Directions
The data below should be printed in full, exactly, and without any of its images.

Data lines
********************

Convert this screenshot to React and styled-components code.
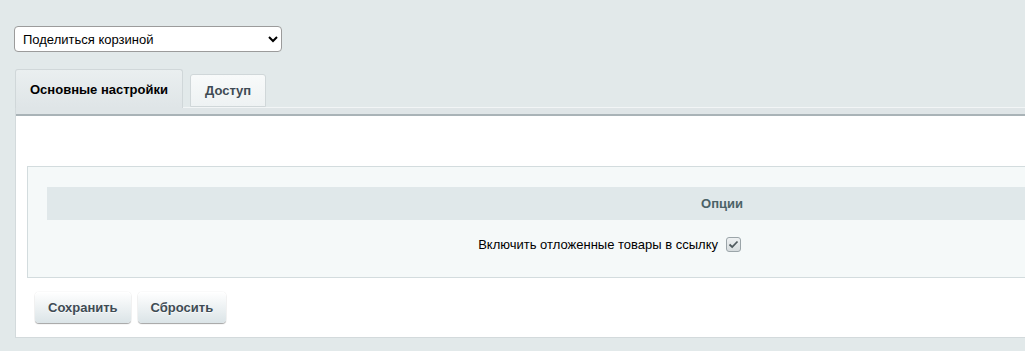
import React from "react";
import styled, { createGlobalStyle } from "styled-components";

const GlobalStyle = createGlobalStyle`
  html, body {
    margin: 0;
    padding: 0;
    overflow: hidden;
    background: #e2e9ea;
    font-family: "Liberation Sans", Arial, sans-serif;
    font-size: 13px;
  }
`;

const Page = styled.div`
  padding: 26px 0 0 14px;
  width: 1430px;
`;

const Select = styled.select`
  display: block;
  width: 268px;
  height: 26px;
  padding: 0 4px;
  border: 1px solid #9b9b9b;
  border-radius: 4px;
  background: #fff;
  color: #000;
  font-family: "Liberation Sans", Arial, sans-serif;
  font-size: 13px;
`;

const TabRow = styled.div`
  display: flex;
  align-items: flex-end;
  gap: 7px;
  margin: 17px 0 -1px 1px;
  position: relative;
  z-index: 1;
`;

const Tab = styled.div`
  display: flex;
  align-items: center;
  box-sizing: border-box;
  height: ${(p) => (p.$active ? "39px" : "33px")};
  padding: 0 14px;
  border: 1px solid #d0d7d9;
  border-bottom: ${(p) => (p.$active ? "none" : "1px solid #d0d7d9")};
  border-radius: 3px 3px 0 0;
  background: ${(p) =>
    p.$active
      ? "linear-gradient(#eaeff0, #dfe5e7)"
      : "linear-gradient(#f8fafa, #eef2f3)"};
  font-weight: bold;
  color: ${(p) => (p.$active ? "#000" : "#3f4b54")};
  margin-bottom: ${(p) => (p.$active ? "0" : "1px")};
`;

const Panel = styled.div`
  margin-left: 1px;
  width: 1414px;
  background: #fff;
  border: 1px solid #d3dadc;
  border-top: none;
`;

const TabStrip = styled.div`
  height: 6px;
  background: #dfe5e7;
  border-top: 1px solid #f2f5f6;
  border-bottom: 2px solid #a9b3b7;
`;

const Content = styled.div`
  padding: 50px 12px 14px 11px;
`;

const OptionsBlock = styled.div`
  background: #f5f9f9;
  border: 1px solid #d3dcde;
  padding: 20px 20px 24px 19px;
`;

const HeadRow = styled.div`
  height: 33px;
  display: flex;
  align-items: center;
  justify-content: center;
  background: #e0e8ea;
  font-weight: bold;
  color: #4b6267;
`;

const FieldRow = styled.div`
  display: grid;
  grid-template-columns: 1fr 1fr;
  align-items: center;
  margin-top: 15px;
  min-height: 18px;
`;

const Label = styled.label`
  text-align: right;
  padding-right: 4px;
  color: #000;
`;

const Value = styled.div`
  padding-left: 4px;
  display: flex;
  align-items: center;
`;

const CheckBox = styled.span`
  display: inline-flex;
  align-items: center;
  justify-content: center;
  box-sizing: border-box;
  width: 15px;
  height: 15px;
  border: 1px solid #9ba5a9;
  border-radius: 3px;
  background: linear-gradient(#eef1f2, #d6dcde);
`;

const Buttons = styled.div`
  display: flex;
  gap: 7px;
  margin-top: 14px;
  padding-left: 8px;
`;

const Button = styled.button`
  height: 31px;
  padding: 0 13px;
  border: none;
  border-radius: 4px;
  background: linear-gradient(#ffffff, #dbe4e7);
  box-shadow: 0 0 1px rgba(0, 0, 0, 0.2), 0 1px 1px rgba(0, 0, 0, 0.35),
    inset 0 1px #fff;
  font-family: "Liberation Sans", Arial, sans-serif;
  font-size: 13px;
  font-weight: bold;
  color: #3f4b54;
  text-shadow: 0 1px rgba(255, 255, 255, 0.7);
`;

function Check() {
  return (
    <CheckBox>
      <svg width="11" height="9" viewBox="0 0 11 9">
        <path
          d="M1.5 4.5 L4.2 7 L9.5 1.5"
          fill="none"
          stroke="#4f5a5e"
          strokeWidth="1.8"
        />
      </svg>
    </CheckBox>
  );
}

export default function App() {
  return (
    <>
      <GlobalStyle />
      <Page>
        <Select defaultValue="share">
          <option value="share">Поделиться корзиной</option>
        </Select>
        <TabRow>
          <Tab $active>Основные настройки</Tab>
          <Tab>Доступ</Tab>
        </TabRow>
        <Panel>
          <TabStrip />
          <Content>
            <OptionsBlock>
              <HeadRow>Опции</HeadRow>
              <FieldRow>
                <Label>Включить отложенные товары в ссылку</Label>
                <Value>
                  <Check />
                </Value>
              </FieldRow>
            </OptionsBlock>
            <Buttons>
              <Button>Сохранить</Button>
              <Button>Сбросить</Button>
            </Buttons>
          </Content>
        </Panel>
      </Page>
    </>
  );
}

********************

Task answer
Convert this screenshot to React and styled-components code.
import React from "react";
import styled, { createGlobalStyle } from "styled-components";

const GlobalStyle = createGlobalStyle`
  html, body {
    margin: 0;
    padding: 0;
    overflow: hidden;
    background: #e2e9ea;
    font-family: "Liberation Sans", Arial, sans-serif;
    font-size: 13px;
  }
`;

const Page = styled.div`
  padding: 26px 0 0 14px;
  width: 1430px;
`;

const Select = styled.select`
  display: block;
  width: 268px;
  height: 26px;
  padding: 0 4px;
  border: 1px solid #9b9b9b;
  border-radius: 4px;
  background: #fff;
  color: #000;
  font-family: "Liberation Sans", Arial, sans-serif;
  font-size: 13px;
`;

const TabRow = styled.div`
  display: flex;
  align-items: flex-end;
  gap: 7px;
  margin: 17px 0 -1px 1px;
  position: relative;
  z-index: 1;
`;

const Tab = styled.div`
  display: flex;
  align-items: center;
  box-sizing: border-box;
  height: ${(p) => (p.$active ? "39px" : "33px")};
  padding: 0 14px;
  border: 1px solid #d0d7d9;
  border-bottom: ${(p) => (p.$active ? "none" : "1px solid #d0d7d9")};
  border-radius: 3px 3px 0 0;
  background: ${(p) =>
    p.$active
      ? "linear-gradient(#eaeff0, #dfe5e7)"
      : "linear-gradient(#f8fafa, #eef2f3)"};
  font-weight: bold;
  color: ${(p) => (p.$active ? "#000" : "#3f4b54")};
  margin-bottom: ${(p) => (p.$active ? "0" : "1px")};
`;

const Panel = styled.div`
  margin-left: 1px;
  width: 1414px;
  background: #fff;
  border: 1px solid #d3dadc;
  border-top: none;
`;

const TabStrip = styled.div`
  height: 6px;
  background: #dfe5e7;
  border-top: 1px solid #f2f5f6;
  border-bottom: 2px solid #a9b3b7;
`;

const Content = styled.div`
  padding: 50px 12px 14px 11px;
`;

const OptionsBlock = styled.div`
  background: #f5f9f9;
  border: 1px solid #d3dcde;
  padding: 20px 20px 24px 19px;
`;

const HeadRow = styled.div`
  height: 33px;
  display: flex;
  align-items: center;
  justify-content: center;
  background: #e0e8ea;
  font-weight: bold;
  color: #4b6267;
`;

const FieldRow = styled.div`
  display: grid;
  grid-template-columns: 1fr 1fr;
  align-items: center;
  margin-top: 15px;
  min-height: 18px;
`;

const Label = styled.label`
  text-align: right;
  padding-right: 4px;
  color: #000;
`;

const Value = styled.div`
  padding-left: 4px;
  display: flex;
  align-items: center;
`;

const CheckBox = styled.span`
  display: inline-flex;
  align-items: center;
  justify-content: center;
  box-sizing: border-box;
  width: 15px;
  height: 15px;
  border: 1px solid #9ba5a9;
  border-radius: 3px;
  background: linear-gradient(#eef1f2, #d6dcde);
`;

const Buttons = styled.div`
  display: flex;
  gap: 7px;
  margin-top: 14px;
  padding-left: 8px;
`;

const Button = styled.button`
  height: 31px;
  padding: 0 13px;
  border: none;
  border-radius: 4px;
  background: linear-gradient(#ffffff, #dbe4e7);
  box-shadow: 0 0 1px rgba(0, 0, 0, 0.2), 0 1px 1px rgba(0, 0, 0, 0.35),
    inset 0 1px #fff;
  font-family: "Liberation Sans", Arial, sans-serif;
  font-size: 13px;
  font-weight: bold;
  color: #3f4b54;
  text-shadow: 0 1px rgba(255, 255, 255, 0.7);
`;

function Check() {
  return (
    <CheckBox>
      <svg width="11" height="9" viewBox="0 0 11 9">
        <path
          d="M1.5 4.5 L4.2 7 L9.5 1.5"
          fill="none"
          stroke="#4f5a5e"
          strokeWidth="1.8"
        />
      </svg>
    </CheckBox>
  );
}

export default function App() {
  return (
    <>
      <GlobalStyle />
      <Page>
        <Select defaultValue="share">
          <option value="share">Поделиться корзиной</option>
        </Select>
        <TabRow>
          <Tab $active>Основные настройки</Tab>
          <Tab>Доступ</Tab>
        </TabRow>
        <Panel>
          <TabStrip />
          <Content>
            <OptionsBlock>
              <HeadRow>Опции</HeadRow>
              <FieldRow>
                <Label>Включить отложенные товары в ссылку</Label>
                <Value>
                  <Check />
                </Value>
              </FieldRow>
            </OptionsBlock>
            <Buttons>
              <Button>Сохранить</Button>
              <Button>Сбросить</Button>
            </Buttons>
          </Content>
        </Panel>
      </Page>
    </>
  );
}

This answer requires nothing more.